Self-Assessment Quiz: Modular Arithmetic
Twenty questions to check your understanding. Answer before opening the key. Aim for 16+.
Question 1
The statement $a \equiv b \pmod n$ means, by definition:
A) $a$ and $b$ are both less than $n$ B) $n \mid (a - b)$ C) $a \bmod n = b$ D) $a$ and $b$ are both prime
Question 2
Which is the operator that produces a single number in $\{0, \dots, n-1\}$?

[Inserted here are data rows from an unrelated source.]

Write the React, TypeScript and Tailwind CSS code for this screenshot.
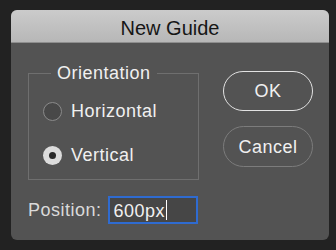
import React from "react";

const font = { fontFamily: '"Liberation Sans", Arial, sans-serif' };

function Radio({ checked }: { checked: boolean }) {
  return checked ? (
    <span className="flex h-[19px] w-[19px] items-center justify-center rounded-full bg-[#dcdcdc]">
      <span className="h-[7px] w-[7px] rounded-full bg-[#2a2a2a]" />
    </span>
  ) : (
    <span className="h-[19px] w-[19px] rounded-full border border-[#8a8a8a] bg-[#484848]" />
  );
}

export default function App() {
  return (
    <div
      className="h-[250px] w-[336px] bg-[#222222] pl-[11px] pt-[10px]"
      style={font}
    >
      <div className="flex h-[230px] w-[318px] flex-col overflow-hidden rounded-[6px] bg-[#535353]">
        <div className="flex h-[33px] items-center justify-center border-b border-[#8e8e8e] bg-gradient-to-b from-[#cbcbcb] to-[#b7b7b7] pt-[3px] text-[20px] text-[#161616]">
          New Guide
        </div>
        <div className="flex flex-1 flex-col pl-[17px] pt-[30px] text-[18px] tracking-[0.5px] text-[#f0f0f0]">
          <div className="flex">
            <div className="relative h-[107px] w-[171px] border border-[#6f6f6f]">
              <span className="absolute left-[22px] top-[-12px] bg-[#535353] px-[6px] text-[18px] leading-[22px]">
                Orientation
              </span>
              <div className="flex flex-col gap-[24px] pl-[14px] pt-[27px]">
                <div className="flex items-center gap-[9px]">
                  <Radio checked={false} />
                  <span className="pt-[1px] leading-[19px]">Horizontal</span>
                </div>
                <div className="flex items-center gap-[9px]">
                  <Radio checked={true} />
                  <span className="pt-[1px] leading-[19px]">Vertical</span>
                </div>
              </div>
            </div>
            <div className="ml-[24px] mt-[-2px] flex flex-col gap-[15px]">
              <div className="flex h-[40px] w-[90px] items-center justify-center rounded-full border-[1.5px] border-[#e2e2e2] pt-[1px]">
                OK
              </div>
              <div className="flex h-[41px] w-[90px] items-center justify-center rounded-full border-[1.5px] border-[#7c7c7c] pt-[1px]">
                Cancel
              </div>
            </div>
          </div>
          <div className="mt-[16px] flex items-center">
            <span className="mr-[6px] pt-[1px] text-[#dadada]">Position:</span>
            <div className="flex h-[28px] w-[90px] items-center border-2 border-[#2f6bd0] bg-[#464646] pl-[4px]">
              <span className="pt-[1px] leading-[20px]">600px</span>
              <span className="ml-[1px] h-[20px] w-[1px] bg-white" />
            </div>
          </div>
        </div>
      </div>
    </div>
  );
}
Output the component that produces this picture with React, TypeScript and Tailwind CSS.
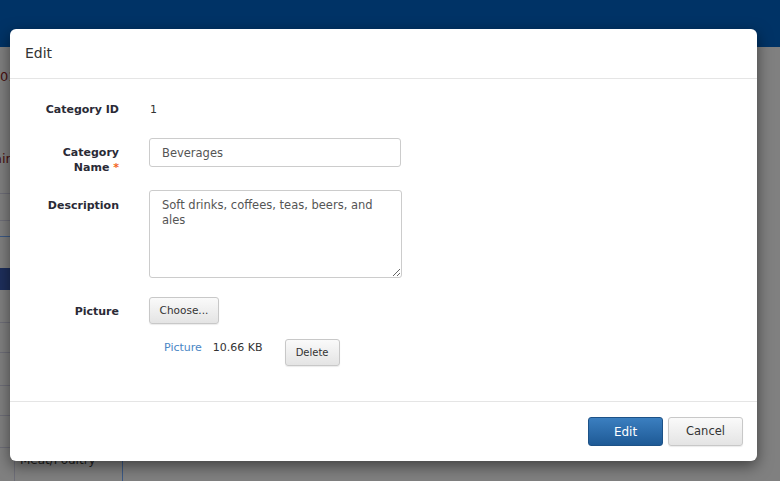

A) $a \equiv b \pmod n$ B) $a \bmod n$ C) $n \mid a$ D) $\gcd(a, n)$
Question 3
The residue $(-7) \bmod 3$, using the non-negative convention of §23.1, is:
A) $-1$ B) $0$ C) $1$ D) $2$
Question 4
Theorem 23.2 lets you transfer which operations from integers to residue classes?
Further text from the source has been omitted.